Теперь вернемся к началу. В нашей картине все ограничения, лежащие на человеке как его долг, оказываются следствием его же решения. Но ведь это и есть свобода!

Известна такая, очень древняя, философическая подъебка, в общем виде звучит так: а может ли всемогущий Бог нарушить закон, который сам создал как нерушимый? Любой ответ якобы указывает на отсутствие всемогущества. Если говорить строго: на несвободу того, кто свободен по определению.

Есть грамотный ответ на вопрос: теперь уже нет. Вот именно так звучащий. Бог свободен абсолютно, здесь нет предела. Просто люди склонны понятийно путать свободу и независимость. Независимость это когда «делаю сейчас, что хочу, без ограничений». А свобода это «когда я причина самого себя». В чем разница? Если мое хочу ограничено моим же решением, бывшим ранее, с моей свободой все в порядке.

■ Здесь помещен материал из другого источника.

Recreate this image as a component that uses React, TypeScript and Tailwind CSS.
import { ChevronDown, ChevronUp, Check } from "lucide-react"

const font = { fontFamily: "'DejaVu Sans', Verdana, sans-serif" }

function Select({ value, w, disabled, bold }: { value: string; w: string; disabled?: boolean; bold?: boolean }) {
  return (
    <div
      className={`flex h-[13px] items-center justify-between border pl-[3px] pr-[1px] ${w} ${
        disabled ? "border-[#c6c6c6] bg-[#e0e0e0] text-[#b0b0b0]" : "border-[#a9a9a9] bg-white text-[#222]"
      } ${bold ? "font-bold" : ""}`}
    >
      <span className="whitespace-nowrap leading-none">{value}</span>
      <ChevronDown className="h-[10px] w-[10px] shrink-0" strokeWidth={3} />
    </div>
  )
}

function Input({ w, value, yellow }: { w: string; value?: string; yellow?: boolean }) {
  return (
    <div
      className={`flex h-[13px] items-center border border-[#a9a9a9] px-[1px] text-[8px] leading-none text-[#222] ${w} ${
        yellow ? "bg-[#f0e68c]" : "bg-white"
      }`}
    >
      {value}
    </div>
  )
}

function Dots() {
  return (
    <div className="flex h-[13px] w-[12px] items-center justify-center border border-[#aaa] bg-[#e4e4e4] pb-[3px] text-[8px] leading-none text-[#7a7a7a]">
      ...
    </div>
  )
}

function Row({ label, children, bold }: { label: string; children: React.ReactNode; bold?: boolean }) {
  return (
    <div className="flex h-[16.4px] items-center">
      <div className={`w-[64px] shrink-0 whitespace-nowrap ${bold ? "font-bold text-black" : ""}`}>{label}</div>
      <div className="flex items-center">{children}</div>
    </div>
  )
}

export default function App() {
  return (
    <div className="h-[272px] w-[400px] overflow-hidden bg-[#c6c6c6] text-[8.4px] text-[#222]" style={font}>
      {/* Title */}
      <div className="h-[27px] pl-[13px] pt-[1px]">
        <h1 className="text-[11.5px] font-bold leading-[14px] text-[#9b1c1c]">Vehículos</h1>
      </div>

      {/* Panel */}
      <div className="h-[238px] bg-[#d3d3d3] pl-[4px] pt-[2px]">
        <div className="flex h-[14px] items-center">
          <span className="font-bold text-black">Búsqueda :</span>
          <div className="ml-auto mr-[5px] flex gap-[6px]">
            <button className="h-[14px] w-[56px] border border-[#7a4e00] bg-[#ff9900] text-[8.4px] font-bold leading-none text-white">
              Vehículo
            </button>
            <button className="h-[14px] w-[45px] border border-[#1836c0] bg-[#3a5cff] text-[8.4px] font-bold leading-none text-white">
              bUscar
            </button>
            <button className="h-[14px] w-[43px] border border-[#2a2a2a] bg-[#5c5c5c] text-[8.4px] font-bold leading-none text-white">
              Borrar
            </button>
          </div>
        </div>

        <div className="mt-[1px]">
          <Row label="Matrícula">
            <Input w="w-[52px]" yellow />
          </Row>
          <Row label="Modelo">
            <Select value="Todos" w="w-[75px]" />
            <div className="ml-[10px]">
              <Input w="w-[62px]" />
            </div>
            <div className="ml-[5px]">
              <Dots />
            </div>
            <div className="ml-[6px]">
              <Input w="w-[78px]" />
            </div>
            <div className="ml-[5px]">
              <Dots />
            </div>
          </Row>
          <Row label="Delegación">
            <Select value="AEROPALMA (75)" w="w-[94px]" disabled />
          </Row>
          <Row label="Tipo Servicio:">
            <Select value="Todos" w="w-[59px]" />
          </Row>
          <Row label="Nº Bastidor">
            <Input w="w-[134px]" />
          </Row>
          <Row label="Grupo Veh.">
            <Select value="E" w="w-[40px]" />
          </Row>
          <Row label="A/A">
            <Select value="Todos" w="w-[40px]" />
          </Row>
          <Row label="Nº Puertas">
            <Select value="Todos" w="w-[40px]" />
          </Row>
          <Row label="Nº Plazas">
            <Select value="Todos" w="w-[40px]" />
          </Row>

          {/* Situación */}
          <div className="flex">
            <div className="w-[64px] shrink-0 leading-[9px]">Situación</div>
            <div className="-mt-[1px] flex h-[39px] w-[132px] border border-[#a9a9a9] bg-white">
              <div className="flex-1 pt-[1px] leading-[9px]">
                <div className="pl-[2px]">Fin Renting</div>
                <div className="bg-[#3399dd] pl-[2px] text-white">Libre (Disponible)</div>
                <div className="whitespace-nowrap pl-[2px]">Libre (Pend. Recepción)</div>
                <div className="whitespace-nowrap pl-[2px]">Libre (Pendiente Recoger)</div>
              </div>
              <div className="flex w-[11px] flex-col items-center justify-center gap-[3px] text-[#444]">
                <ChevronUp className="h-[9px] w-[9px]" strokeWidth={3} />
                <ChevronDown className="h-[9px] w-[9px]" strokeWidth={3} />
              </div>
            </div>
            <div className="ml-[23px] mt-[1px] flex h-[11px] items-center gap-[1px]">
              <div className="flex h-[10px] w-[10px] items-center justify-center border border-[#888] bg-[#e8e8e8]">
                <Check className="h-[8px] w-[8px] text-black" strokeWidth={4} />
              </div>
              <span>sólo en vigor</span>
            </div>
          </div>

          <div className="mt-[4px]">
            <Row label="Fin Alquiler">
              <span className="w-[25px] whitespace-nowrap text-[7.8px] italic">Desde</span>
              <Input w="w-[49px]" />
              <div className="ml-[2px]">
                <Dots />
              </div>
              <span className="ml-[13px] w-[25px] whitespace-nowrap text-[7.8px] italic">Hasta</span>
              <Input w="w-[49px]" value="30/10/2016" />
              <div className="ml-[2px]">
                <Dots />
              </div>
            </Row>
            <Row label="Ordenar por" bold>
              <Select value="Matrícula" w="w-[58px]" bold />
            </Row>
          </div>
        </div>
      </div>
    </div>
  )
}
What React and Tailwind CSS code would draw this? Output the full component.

…Так же, по образу и подобию, устроятся люди. А куда они денутся?

Базовый грех

Можно ли свести все «плохое», что может натворить человек, к некоему единому знаменателю? К некоей именно праформе плохого и людям вредного?

Ведь, как известно еще Канту, по содержанию-то собственно ничего плохого и нет. Поясню на примерах, чем грубее, тем лучше. Не обязательно «плохо» бить человека ногой в лицо, лгать, совокуплять 13-летних девочек и мальчиков, воровать и т. д. Даже и убивать совершенно незнакомого и ничего тебе не сделавшего дурного человека.

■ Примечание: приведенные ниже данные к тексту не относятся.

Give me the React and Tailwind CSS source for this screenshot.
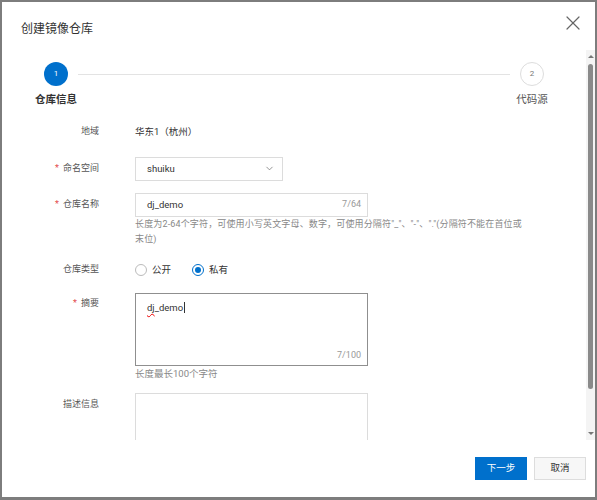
import { X, ChevronDown } from 'lucide-react'

const font = { fontFamily: 'Roboto, "Noto Sans CJK SC", sans-serif' }

function Label({ children, required, className = '' }) {
  return (
    <div className={`w-[98px] shrink-0 pr-[1px] text-right text-[9px] text-[#555] ${className}`}>
      {required ? <span className="mr-[4px] text-[#e34d4d]">*</span> : null}
      {children}
    </div>
  )
}

function Radio({ checked, label }) {
  return (
    <label className="flex items-center gap-[5px]">
      <span
        className={`flex h-[12px] w-[12px] items-center justify-center rounded-full border bg-white ${
          checked ? 'border-[#0070cc]' : 'border-[#bbb]'
        }`}
      >
        {checked ? <span className="h-[6px] w-[6px] rounded-full bg-[#0070cc]" /> : null}
      </span>
      <span className="text-[9.5px] text-[#333]">{label}</span>
    </label>
  )
}

function Steps() {
  return (
    <div className="px-[42px] pt-[12px]">
      <div className="flex items-center">
        <div className="flex w-[24px] flex-col items-center">
          <div className="flex h-[24px] w-[24px] items-center justify-center rounded-full bg-[#0070cc] text-[8px] text-white">
            1
          </div>
        </div>
        <div className="mx-[10px] h-px flex-1 bg-[#e3e3e3]" />
        <div className="flex w-[24px] flex-col items-center">
          <div className="flex h-[24px] w-[24px] items-center justify-center rounded-full border border-[#ddd] bg-white text-[8px] text-[#777]">
            2
          </div>
        </div>
      </div>
      <div className="mt-[6px] flex justify-between">
        <div className="flex w-[24px] justify-center">
          <span className="whitespace-nowrap text-[10.5px] font-bold text-[#333]">仓库信息</span>
        </div>
        <div className="flex w-[24px] justify-center">
          <span className="whitespace-nowrap text-[10.5px] text-[#555]">代码源</span>
        </div>
      </div>
    </div>
  )
}

function Scrollbar() {
  return (
    <div className="flex w-[9px] shrink-0 flex-col items-center bg-[#f4f4f4] pt-[2px] pb-[5px]">
      <div className="mt-[3px] h-0 w-0 border-x-[3px] border-b-[3px] border-x-transparent border-b-[#777]" />
      <div className="mt-[6px] h-[325px] w-[5px] rounded-[3px] bg-[#8a8a8a]" />
      <div className="flex-1" />
      <div className="h-0 w-0 border-x-[3px] border-t-[3px] border-x-transparent border-t-[#777]" />
    </div>
  )
}

export default function App() {
  return (
    <div className="h-[500px] w-[597px] bg-[#7d7d7d] pt-[2px] pr-[2px] pb-[3px] pl-[2px]" style={font}>
      <div className="flex h-full flex-col bg-white">
        <div className="flex h-[48px] shrink-0 items-start justify-between pl-[19px] pr-[10px]">
          <h2 className="mt-[19px] text-[12px] leading-[16px] text-[#333]">创建镜像仓库</h2>
          <X className="mt-[9px] h-[24px] w-[24px] text-[#666]" strokeWidth={1.2} />
        </div>

        <div className="flex h-[395px] shrink-0 pb-[5px]">
          <div className="flex-1 overflow-hidden">
            <Steps />

            <div className="mt-[12px] flex flex-col">
              <div className="flex h-[24px] items-center gap-[35px]">
                <Label>地域</Label>
                <span className="text-[9.5px] text-[#333]">华东1（杭州）</span>
              </div>

              <div className="mt-[13px] flex h-[24px] items-center gap-[35px]">
                <Label required>命名空间</Label>
                <div className="flex h-[24px] w-[148px] items-center justify-between border border-[#dcdcdc] pl-[11px] pr-[7px]">
                  <span className="text-[9.5px] text-[#333]">shuiku</span>
                  <ChevronDown className="h-[11px] w-[11px] text-[#666]" strokeWidth={1.5} />
                </div>
              </div>

              <div className="mt-[12px] flex items-start gap-[35px]">
                <Label required className="pt-[5px]">仓库名称</Label>
                <div className="flex flex-col">
                  <div className="flex h-[24px] w-[233px] items-center justify-between border border-[#dcdcdc] pl-[11px] pr-[6px]">
                    <span className="text-[9.5px] text-[#333]">dj_demo</span>
                    <span className="text-[9px] text-[#999]">7/64</span>
                  </div>
                  <p className="w-[388px] text-[9px] leading-[15px] tracking-[0.15px] text-[#888]">
                    长度为2-64个字符，可使用小写英文字母、数字，可使用分隔符"_"、"-"、"."(分隔符不能在首位或末位)
                  </p>
                </div>
              </div>

              <div className="mt-[11px] flex h-[24px] items-center gap-[35px]">
                <Label>仓库类型</Label>
                <div className="flex items-center gap-[21px]">
                  <Radio label="公开" />
                  <Radio checked label="私有" />
                </div>
              </div>

              <div className="mt-[11px] flex items-start gap-[35px]">
                <Label required className="pt-[4px]">摘要</Label>
                <div className="flex flex-col">
                  <div className="flex h-[73px] w-[233px] flex-col border border-[#8f8f8f] pl-[11px] pr-[6px]">
                    <div className="flex items-center pt-[7px] text-[9.5px] leading-[14px] text-[#333]">
                      <span className="underline decoration-[#e00] decoration-wavy decoration-[1px] underline-offset-[2px]">dj</span>
                      <span>_demo</span>
                      <span className="ml-px h-[11px] w-px bg-[#333]" />
                    </div>
                    <div className="flex-1" />
                    <div className="pb-[2px] text-right text-[9px] text-[#999]">7/100</div>
                  </div>
                  <p className="text-[9.5px] leading-[16px] text-[#888]">长度最长100个字符</p>
                </div>
              </div>

              <div className="mt-[11px] flex items-start gap-[35px]">
                <Label className="pt-[5px]">描述信息</Label>
                <div className="h-[80px] w-[233px] border border-[#dcdcdc]" />
              </div>
            </div>
          </div>
          <Scrollbar />
        </div>

        <div className="flex flex-1 items-start justify-end gap-[7px] pt-[12px] pr-[9px]">
          <button className="h-[23px] w-[52px] bg-[#0070cc] text-[9.5px] text-white">下一步</button>
          <button className="h-[23px] w-[52px] border border-[#ddd] bg-[#f7f7f7] text-[9.5px] text-[#333]">
            取消
          </button>
        </div>
      </div>
    </div>
  )
}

Оправдание просто. А если он сам этого хотел? Ну хотели два человека подраться, например, так же бывает? А некоторым, это все знают, но все равно скажу по секрету — очень нравится война, да. Некогда пил в Подмосковье с ветераном двух чеченских кампаний, он говорил — да, был кайф, здесь все херня и скука, а там — это да, будет война — снова поеду. Я не уточнял, что приятнее — убивать или рисковать быть убитым, да и незачем, да и глупо такое уточнять, «война» это комплекс того и другого, и некоторым нравится, да. И процент таких людей в двух достаточно многочисленных нациях найдется вполне достаточный, чтобы устроить небольшую войну ко всеобщему удовольствию (просто надо, чтобы в зону военных действий не попали случайные люди, то большинство, которому война на хрен не сдалась, воевать где-нибудь на необитаемом острове — и будет всем счастье).